¿A quién le pertenece mi vida, mi cuerpo, mi futuro, mi libertad personal? A César Rohon, al arzobispo de Quito y al Vaticano; a un niño bien que heredó su curul y quiso 15 minutos de fama; a seis asambleístas. Sí, éste es exactamente el debate central en el tema del aborto, como en el de la muerte asistida, o en el del uso medicinal de la marihuana: si puede o no el estado (capturado por unos pocos) castigar y penalizar las decisiones individuales, íntimas de las personas. El derecho a la vida es inalienable, indivisible, es sólo uno. Las mujeres no somos una subclase de seres humanos al que sólo debe adjudicarse la mitad de ese derecho o cancelárselo el momento que se queda embarazada. Quedamos reducidas a incubadoras andantes, según la legislación de este país pequeño y capturado por los dogmas repetidos hasta el cansancio cada domingo, la falta de lectura, la mínima reflexión.
Esta no era una lucha entre feministas vs. pro vida. Era un debate entre humanidad y apoyo social versus estigmatización y castigo para quienes deciden abortar, en el estado de mayor vulnerabilidad posible: tras una violación, generalmente por incesto. La decisión de la Asamblea es el epítome de una sociedad clasista y elitista que no reflexiona ni un minuto sobre su privilegio, donde los ricos y clase media-alta pueden acceder a abortos seguros en clínicas privadas y en el extranjero mientras las pobres van a la cárcel.
La lucha continúa. Las mujeres ecuatorianas le debemos mucho a pioneras incansables en este tema como Virginia Gómez de la Torre, pero ahora somos multitud. La nueva generación cuenta con decenas de colectivos y grupos organizados que no descansarán hasta que Ecuador se vuelva un país donde las políticas públicas sean razonables y humanas para las mujeres y podamos realmente decidir y ser libres: A despenalizar totalmente el aborto.

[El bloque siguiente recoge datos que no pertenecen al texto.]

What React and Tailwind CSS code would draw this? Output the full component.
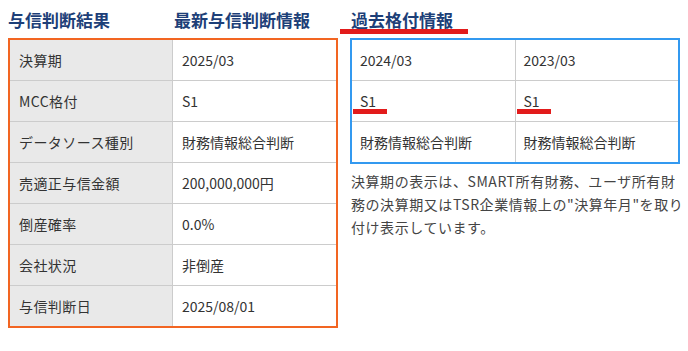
import React from "react";

const rows = [
  { label: "決算期", value: "2025/03" },
  { label: "MCC格付", value: "S1" },
  { label: "データソース種別", value: "財務情報総合判断" },
  { label: "売適正与信金額", value: "200,000,000円" },
  { label: "倒産確率", value: "0.0%" },
  { label: "会社状況", value: "非倒産" },
  { label: "与信判断日", value: "2025/08/01" },
];

const past = [
  { period: "2024/03", rating: "S1", source: "財務情報総合判断" },
  { period: "2023/03", rating: "S1", source: "財務情報総合判断" },
];

const App = () => {
  return (
    <div
      className="w-[688px] h-[351px] bg-white flex pl-[8px] text-[14px] text-[#333]"
      style={{ fontFamily: '"Noto Sans CJK JP", "Noto Sans", sans-serif' }}
    >
      {/* 左: 与信判断結果 */}
      <div className="w-[330px] flex flex-col">
        <div className="flex h-[30px] pt-[8px] text-[17px] leading-[24px] font-bold text-[#1d3f78]">
          <div className="w-[166px]">与信判断結果</div>
          <div>最新与信判断情報</div>
        </div>
        <div className="mt-[8px] border-2 border-[#f26522]">
          {rows.map((row, i) => (
            <div
              key={row.label}
              className={`flex items-center ${i > 0 ? "h-[41px] border-t border-[#cccccc]" : "h-[40px]"}`}
            >
              <div className="w-[163px] h-full flex items-center pl-[9px] bg-[#e9e9e9] border-r border-[#cccccc] tracking-[0.03em]">
                {row.label}
              </div>
              <div className="pl-[9px]">{row.value}</div>
            </div>
          ))}
        </div>
      </div>

      {/* 右: 過去格付情報 */}
      <div className="ml-[2px] flex flex-col">
        <div className="mt-[10px] w-[128px] pl-[11px] text-[17px] leading-[19px] font-bold text-[#1d3f78] border-b-[5px] border-[#e21b1b]">
          過去格付情報
        </div>
        <div className="ml-[10px] mt-[4px] w-[330px] border-2 border-[#3399f0] flex">
          {past.map((p, i) => (
            <div key={p.period} className={`flex-1 ${i > 0 ? "border-l border-[#cccccc]" : ""}`}>
              <div className="h-[40px] flex items-center pl-[8px]">{p.period}</div>
              <div className="h-[41px] border-t border-[#cccccc] flex items-center pl-[8px] relative">
                {p.rating}
                <span className="absolute left-[1px] top-[28px] w-[34px] h-[5px] bg-[#e21b1b]" />
              </div>
              <div className="h-[41px] border-t border-[#cccccc] flex items-center pl-[8px]">
                {p.source}
              </div>
            </div>
          ))}
        </div>
        <p className="ml-[11px] mt-[6px] w-[336px] whitespace-nowrap text-[14px] leading-[23px] tracking-[0.04em] text-[#444]">
          決算期の表示は、SMART所有財務、ユーザ所有財
          <br />
          務の決算期又はTSR企業情報上の"決算年月"を取り
          <br />
          付け表示しています。
        </p>
      </div>
    </div>
  );
};

export default App;
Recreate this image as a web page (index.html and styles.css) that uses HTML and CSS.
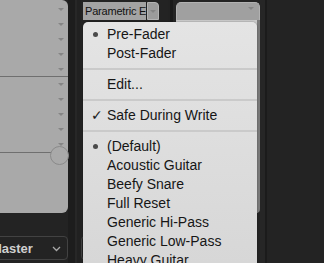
FILE: index.html
```html
<!DOCTYPE html>
<html lang="en">

<head>
    <meta charset="UTF-8">
    <title>Mixer insert menu</title>
    <link rel="stylesheet" href="styles.css">
</head>

<body>
    <div class="mixer">
        <div class="strip strip-master">
            <div class="panel">
                <ul class="slots">
                    <li><i class="arrow"></i></li>
                    <li><i class="arrow"></i></li>
                    <li><i class="arrow"></i></li>
                    <li><i class="arrow"></i></li>
                    <li><i class="arrow"></i></li>
                </ul>
                <ul class="slots">
                    <li><i class="arrow"></i></li>
                    <li><i class="arrow"></i></li>
                    <li><i class="arrow"></i></li>
                    <li><i class="arrow"></i></li>
                    <li><i class="arrow"></i></li>
                </ul>
                <span class="knob"></span>
            </div>
            <div class="output output-master">
                <span>Master</span>
                <svg width="9" height="6" viewBox="0 0 9 6">
                    <polyline points="1,1 4.5,4.5 8,1" fill="none" stroke="#a8a8a8" stroke-width="1.3" />
                </svg>
            </div>
        </div>
        <div class="gutter gutter-a"></div>
        <div class="strip strip-eq">
            <div class="insert">
                <span class="insert-name">Parametric E</span>
                <span class="insert-btn"><i class="arrow"></i></span>
            </div>
            <div class="output"></div>
        </div>
        <div class="gutter gutter-b"></div>
        <div class="strip strip-send">
            <div class="insert insert-empty"><i class="arrow"></i></div>
            <div class="panel panel-light"></div>
        </div>
        <div class="gutter gutter-c"></div>
    </div>

    <!-- popup menu of the insert slot -->
    <ul class="menu">
        <li class="marked">Pre-Fader</li>
        <li>Post-Fader</li>
        <li class="sep"></li>
        <li>Edit...</li>
        <li class="sep"></li>
        <li class="checked">Safe During Write</li>
        <li class="sep"></li>
        <li class="marked">(Default)</li>
        <li>Acoustic Guitar</li>
        <li>Beefy Snare</li>
        <li>Full Reset</li>
        <li>Generic Hi-Pass</li>
        <li>Generic Low-Pass</li>
        <li>Heavy Guitar</li>
    </ul>
</body>

</html>
```

FILE: styles.css
```css
body {
    margin: 0;
    padding: 0;
    background: #232323;
    font-family: 'Liberation Sans', Arial, sans-serif;
    overflow: hidden;
}

ul {
    margin: 0;
    padding: 0;
    list-style: none;
}

.mixer {
    display: flex;
    height: 263px;
}

.strip {
    display: flex;
    flex-direction: column;
    flex-shrink: 0;
}

.strip-master {
    width: 68px;
}

.strip-eq {
    width: 87px;
}

.strip-send {
    width: 84px;
}

.gutter {
    flex-shrink: 0;
}

.gutter-a {
    width: 13px;
    background: linear-gradient(to right, #1d1d1d 0 7px, #272727 7px 9px, #212121 9px);
}

.gutter-b {
    width: 8px;
    background: linear-gradient(to right, #222 0 2px, #1a1a1a 2px 5px, #242424 5px);
}

.gutter-c {
    flex: 1;
    background: linear-gradient(to right, #262626 0 5px, #1b1b1b 5px 7px, #232323 7px);
}

.arrow {
    display: block;
    width: 0;
    height: 0;
    border-left: 3px solid transparent;
    border-right: 3px solid transparent;
    border-top: 3px solid #858585;
}

/* left strip */
.panel {
    position: relative;
    height: 213px;
    background: #a9a9a9;
    border-radius: 0 6px 6px 0;
    box-sizing: border-box;
    padding-top: 2px;
}

.slots {
    border-bottom: 1px solid #6f6f6f;
}

.slots li {
    display: flex;
    justify-content: flex-end;
    align-items: center;
    height: 15px;
    padding-right: 4px;
}

.slots:first-child li:last-child {
    height: 14px;
}

.knob {
    position: absolute;
    left: 50px;
    top: 146px;
    width: 17px;
    height: 17px;
    border: 1px solid #8a8a8a;
    border-radius: 50%;
    background: #a9a9a9;
}

.output {
    margin-top: 25px;
    height: 22px;
    border: 1px solid #424242;
    border-radius: 4px;
}

.output-master {
    display: flex;
    align-items: center;
    justify-content: space-between;
    margin-top: 23px;
    margin-left: -14px;
    padding: 0 6px 0 4px;
    color: #cfcfcf;
    font-size: 13px;
    font-weight: bold;
}

.output-master svg {
    margin-top: 1px;
}

/* middle strip */
.insert {
    display: flex;
    height: 18px;
    margin: 2px 0 0 2px;
}

.insert-name {
    width: 63px;
    background: #a3a3a3;
    color: #111;
    font-size: 11px;
    letter-spacing: -0.2px;
    line-height: 18px;
    padding-left: 2px;
    box-sizing: border-box;
    white-space: nowrap;
}

.insert-btn {
    display: flex;
    align-items: center;
    justify-content: center;
    width: 12px;
    margin-left: 1px;
    background: #9c9c9c;
    border: 1px solid #b4b4b4;
    border-radius: 0 4px 0 0;
    box-sizing: border-box;
}

.strip-eq .output {
    margin-top: 216px;
    margin-left: 0;
}

/* right strip */
.insert-empty {
    justify-content: flex-end;
    align-items: center;
    margin: 2px 0 0 0;
    padding-right: 5px;
    background: #a0a0a0;
    border: 1px solid #b2b2b2;
    border-bottom: none;
    border-radius: 5px 5px 0 0;
    box-sizing: border-box;
}

.insert-empty .arrow {
    margin-top: -6px;
}

.panel-light {
    height: 193px;
    padding: 0;
    background: #cbcbcb;
    border-right: 3px solid #7a7a7a;
    border-radius: 0 0 4px 4px;
}

/* popup menu */
.menu {
    position: absolute;
    left: 83px;
    top: 22px;
    width: 174px;
    height: 241px;
    padding-top: 3px;
    box-sizing: border-box;
    overflow: hidden;
    background: linear-gradient(#e4e4e4, #d7d7d7);
    border-radius: 5px 5px 0 0;
    box-shadow: 0 0 2px rgba(0, 0, 0, 0.4);
}

.menu li {
    position: relative;
    height: 19px;
    line-height: 19px;
    padding-left: 24px;
    font-size: 14px;
    color: #161616;
    white-space: nowrap;
}

.menu .sep {
    height: 2px;
    margin: 5px 0;
    padding: 0;
    background: #cacaca;
}

.menu .marked::before {
    content: '';
    position: absolute;
    left: 10px;
    top: 7px;
    width: 5px;
    height: 5px;
    border-radius: 50%;
    background: #4a4a4a;
}

.menu .checked::before {
    content: '\2713';
    position: absolute;
    left: 8px;
    top: 0;
    font-family: 'DejaVu Sans', sans-serif;
    font-size: 14px;
    font-weight: bold;
    color: #1b1b1b;
}
```
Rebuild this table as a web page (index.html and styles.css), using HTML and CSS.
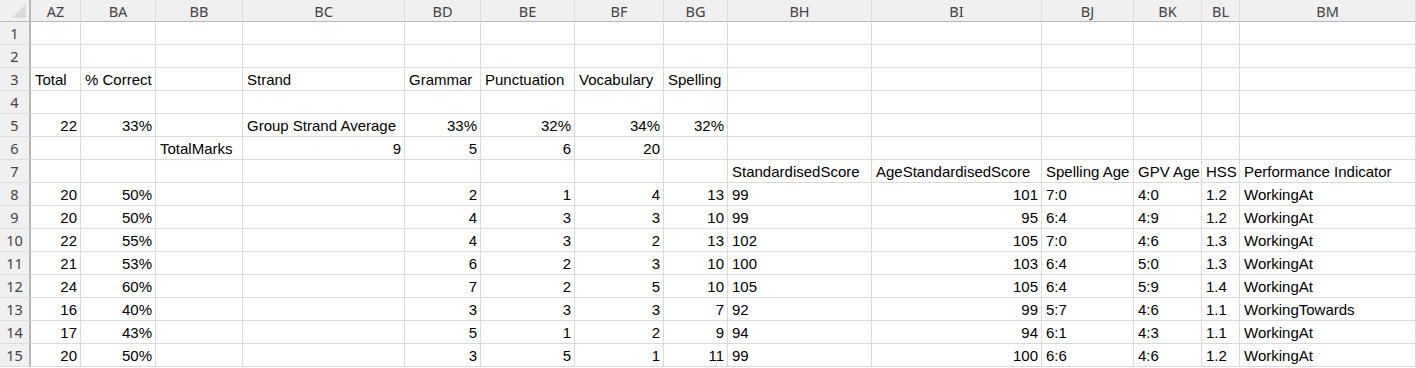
FILE: index.html
```html
<!DOCTYPE html>
<html>
<head>
<meta charset="utf-8">
<link rel="stylesheet" href="styles.css">
</head>
<body>
<div class="sheet">
  <div class="corner"><span class="tri"></span></div>
  <div class="ch">AZ</div><div class="ch">BA</div><div class="ch">BB</div><div class="ch">BC</div><div class="ch">BD</div><div class="ch">BE</div><div class="ch">BF</div><div class="ch">BG</div><div class="ch">BH</div><div class="ch">BI</div><div class="ch">BJ</div><div class="ch">BK</div><div class="ch">BL</div><div class="ch">BM</div>

  <div class="rh">1</div><div class="c"></div><div class="c"></div><div class="c"></div><div class="c"></div><div class="c"></div><div class="c"></div><div class="c"></div><div class="c"></div><div class="c"></div><div class="c"></div><div class="c"></div><div class="c"></div><div class="c"></div><div class="c"></div>

  <div class="rh">2</div><div class="c"></div><div class="c"></div><div class="c"></div><div class="c"></div><div class="c"></div><div class="c"></div><div class="c"></div><div class="c"></div><div class="c"></div><div class="c"></div><div class="c"></div><div class="c"></div><div class="c"></div><div class="c"></div>

  <div class="rh">3</div><div class="c">Total</div><div class="c">% Correct</div><div class="c"></div><div class="c">Strand</div><div class="c">Grammar</div><div class="c">Punctuation</div><div class="c">Vocabulary</div><div class="c">Spelling</div><div class="c"></div><div class="c"></div><div class="c"></div><div class="c"></div><div class="c"></div><div class="c"></div>

  <div class="rh">4</div><div class="c"></div><div class="c"></div><div class="c"></div><div class="c"></div><div class="c"></div><div class="c"></div><div class="c"></div><div class="c"></div><div class="c"></div><div class="c"></div><div class="c"></div><div class="c"></div><div class="c"></div><div class="c"></div>

  <div class="rh">5</div><div class="c r">22</div><div class="c r">33%</div><div class="c"></div><div class="c">Group Strand Average</div><div class="c r">33%</div><div class="c r">32%</div><div class="c r">34%</div><div class="c r">32%</div><div class="c"></div><div class="c"></div><div class="c"></div><div class="c"></div><div class="c"></div><div class="c"></div>

  <div class="rh">6</div><div class="c"></div><div class="c"></div><div class="c">TotalMarks</div><div class="c r">9</div><div class="c r">5</div><div class="c r">6</div><div class="c r">20</div><div class="c"></div><div class="c"></div><div class="c"></div><div class="c"></div><div class="c"></div><div class="c"></div><div class="c"></div>

  <div class="rh">7</div><div class="c"></div><div class="c"></div><div class="c"></div><div class="c"></div><div class="c"></div><div class="c"></div><div class="c"></div><div class="c"></div><div class="c">StandardisedScore</div><div class="c">AgeStandardisedScore</div><div class="c">Spelling Age</div><div class="c">GPV Age</div><div class="c">HSS</div><div class="c">Performance Indicator</div>

  <div class="rh">8</div><div class="c r">20</div><div class="c r">50%</div><div class="c"></div><div class="c"></div><div class="c r">2</div><div class="c r">1</div><div class="c r">4</div><div class="c r">13</div><div class="c">99</div><div class="c r">101</div><div class="c">7:0</div><div class="c">4:0</div><div class="c">1.2</div><div class="c">WorkingAt</div>

  <div class="rh">9</div><div class="c r">20</div><div class="c r">50%</div><div class="c"></div><div class="c"></div><div class="c r">4</div><div class="c r">3</div><div class="c r">3</div><div class="c r">10</div><div class="c">99</div><div class="c r">95</div><div class="c">6:4</div><div class="c">4:9</div><div class="c">1.2</div><div class="c">WorkingAt</div>

  <div class="rh">10</div><div class="c r">22</div><div class="c r">55%</div><div class="c"></div><div class="c"></div><div class="c r">4</div><div class="c r">3</div><div class="c r">2</div><div class="c r">13</div><div class="c">102</div><div class="c r">105</div><div class="c">7:0</div><div class="c">4:6</div><div class="c">1.3</div><div class="c">WorkingAt</div>

  <div class="rh">11</div><div class="c r">21</div><div class="c r">53%</div><div class="c"></div><div class="c"></div><div class="c r">6</div><div class="c r">2</div><div class="c r">3</div><div class="c r">10</div><div class="c">100</div><div class="c r">103</div><div class="c">6:4</div><div class="c">5:0</div><div class="c">1.3</div><div class="c">WorkingAt</div>

  <div class="rh">12</div><div class="c r">24</div><div class="c r">60%</div><div class="c"></div><div class="c"></div><div class="c r">7</div><div class="c r">2</div><div class="c r">5</div><div class="c r">10</div><div class="c">105</div><div class="c r">105</div><div class="c">6:4</div><div class="c">5:9</div><div class="c">1.4</div><div class="c">WorkingAt</div>

  <div class="rh">13</div><div class="c r">16</div><div class="c r">40%</div><div class="c"></div><div class="c"></div><div class="c r">3</div><div class="c r">3</div><div class="c r">3</div><div class="c r">7</div><div class="c">92</div><div class="c r">99</div><div class="c">5:7</div><div class="c">4:6</div><div class="c">1.1</div><div class="c">WorkingTowards</div>

  <div class="rh">14</div><div class="c r">17</div><div class="c r">43%</div><div class="c"></div><div class="c"></div><div class="c r">5</div><div class="c r">1</div><div class="c r">2</div><div class="c r">9</div><div class="c">94</div><div class="c r">94</div><div class="c">6:1</div><div class="c">4:3</div><div class="c">1.1</div><div class="c">WorkingAt</div>

  <div class="rh">15</div><div class="c r">20</div><div class="c r">50%</div><div class="c"></div><div class="c"></div><div class="c r">3</div><div class="c r">5</div><div class="c r">1</div><div class="c r">11</div><div class="c">99</div><div class="c r">100</div><div class="c">6:6</div><div class="c">4:6</div><div class="c">1.2</div><div class="c">WorkingAt</div>
</div>
</body>
</html>
```

FILE: styles.css
```css
html, body {
  margin: 0;
  padding: 0;
  background: #ffffff;
  overflow: hidden;
}

.sheet {
  display: grid;
  grid-template-columns: 31px 50px 75px 87px 162px 76px 94px 89px 64px 144px 170px 92px 68px 38px 176px;
  grid-template-rows: 22px;
  grid-auto-rows: 23px;
  width: 1416px;
  font-family: "Liberation Sans", Arial, sans-serif;
  font-size: 15px;
  color: #000;
}

.corner {
  position: relative;
  background: #f0f0f0;
  border-right: 2px solid #b8b8b8;
  border-bottom: 1px solid #b8b8b8;
  box-sizing: border-box;
}

.tri {
  position: absolute;
  right: 3px;
  bottom: 3px;
  width: 0;
  height: 0;
  border-left: 14px solid transparent;
  border-bottom: 14px solid #dadada;
}

.ch {
  background: #f0f0f0;
  border-right: 1px solid #dcdcdc;
  border-bottom: 1px solid #b8b8b8;
  box-sizing: border-box;
  display: flex;
  align-items: center;
  justify-content: center;
  font-family: "Noto Sans", "Open Sans", sans-serif;
  font-size: 14.5px;
  color: #444444;
}

.rh {
  background: #f0f0f0;
  border-right: 2px solid #b8b8b8;
  border-bottom: 1px solid #dcdcdc;
  box-sizing: border-box;
  display: flex;
  align-items: center;
  justify-content: center;
  font-family: "Noto Sans", "Open Sans", sans-serif;
  font-size: 14.5px;
  color: #444444;
}

.c {
  border-right: 1px solid #dadada;
  border-bottom: 1px solid #dadada;
  box-sizing: border-box;
  padding: 3px 4px 0 4px;
  line-height: 18px;
  white-space: nowrap;
  overflow: visible;
}

.r {
  text-align: right;
  padding-right: 3px;
}
```
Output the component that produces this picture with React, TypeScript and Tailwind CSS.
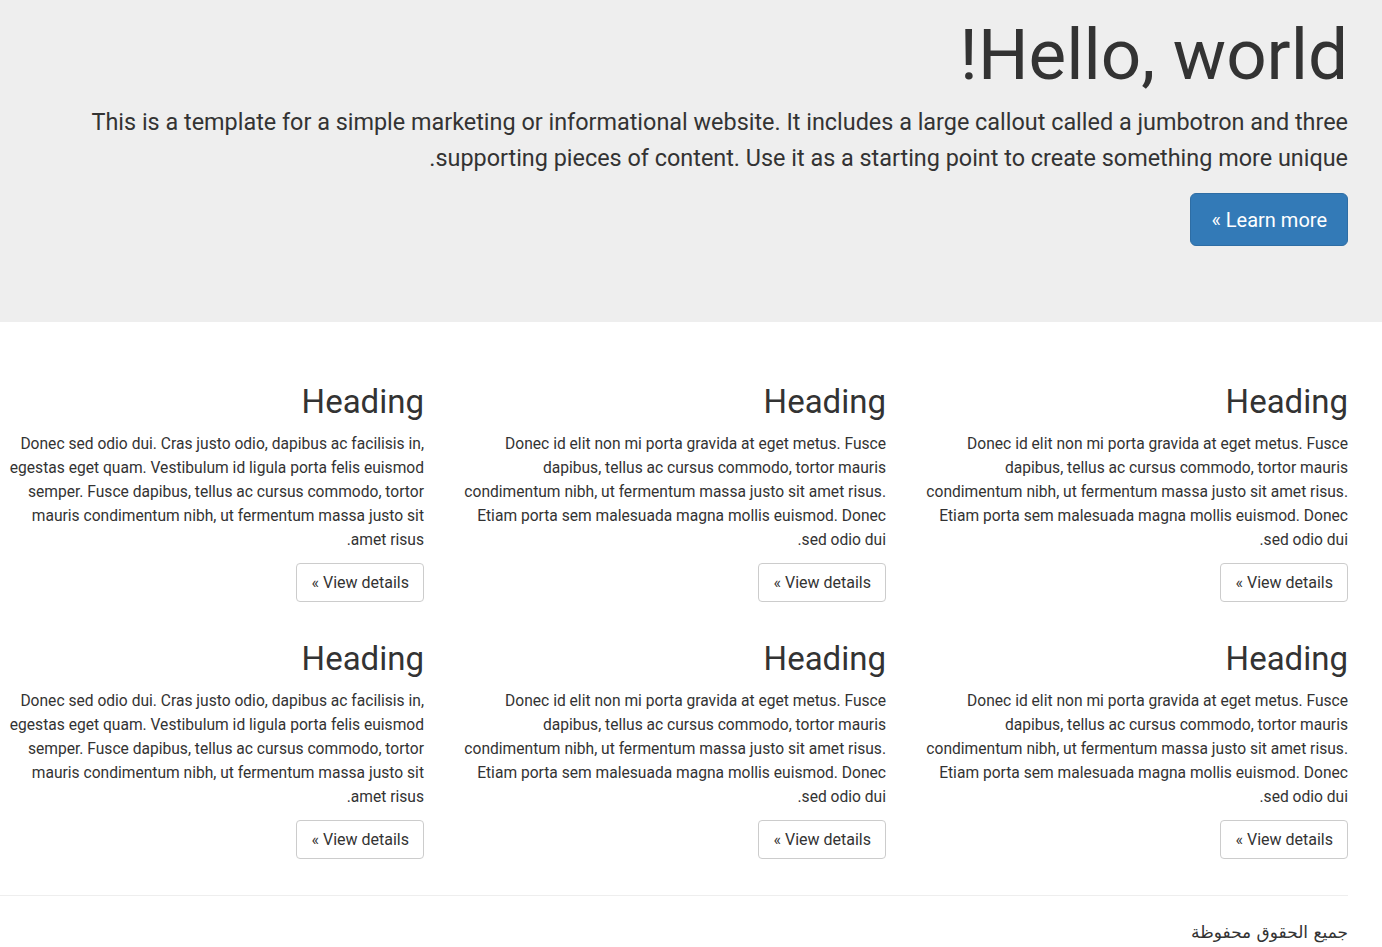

Si decidimos terminar ese embarazo -por los motivos que sean- no le debe interesar a nadie más que a nosotras, por más acusaciones de asesinato que usen para estigmatizar nuestra decisión. Pero recuerden que es cínico y paradójico que, quienes se dicen religiosos y creyentes, defiendan que una vida no autónoma tenga los mismos derechos que una vida con alma y con historia. San Agustín y Tomás de Aquino se revolverían en sus tumbas si los oyeran. Y no se confundan, quienes peleamos por esto no somos feministas anti-niños, somos madres que sabemos mejor que nadie la importancia de poder decidir cuándo y cuántos hijos tener. La ética superior es traer al mundo a un ser en las mejores condiciones existenciales posibles, no sólo económicas, sino sobre todo sicológicas y familiares para que esa nueva persona pueda crecer y ser feliz. Ya hay casos en el mundo donde hijos enjuician a sus padres por haberlos traído al mundo sin quererlos. Y no les culpo. Las secuelas se llevan toda la vida, aunque primitivos milenaristas sigan gritando que se puede salvar las dos vidas.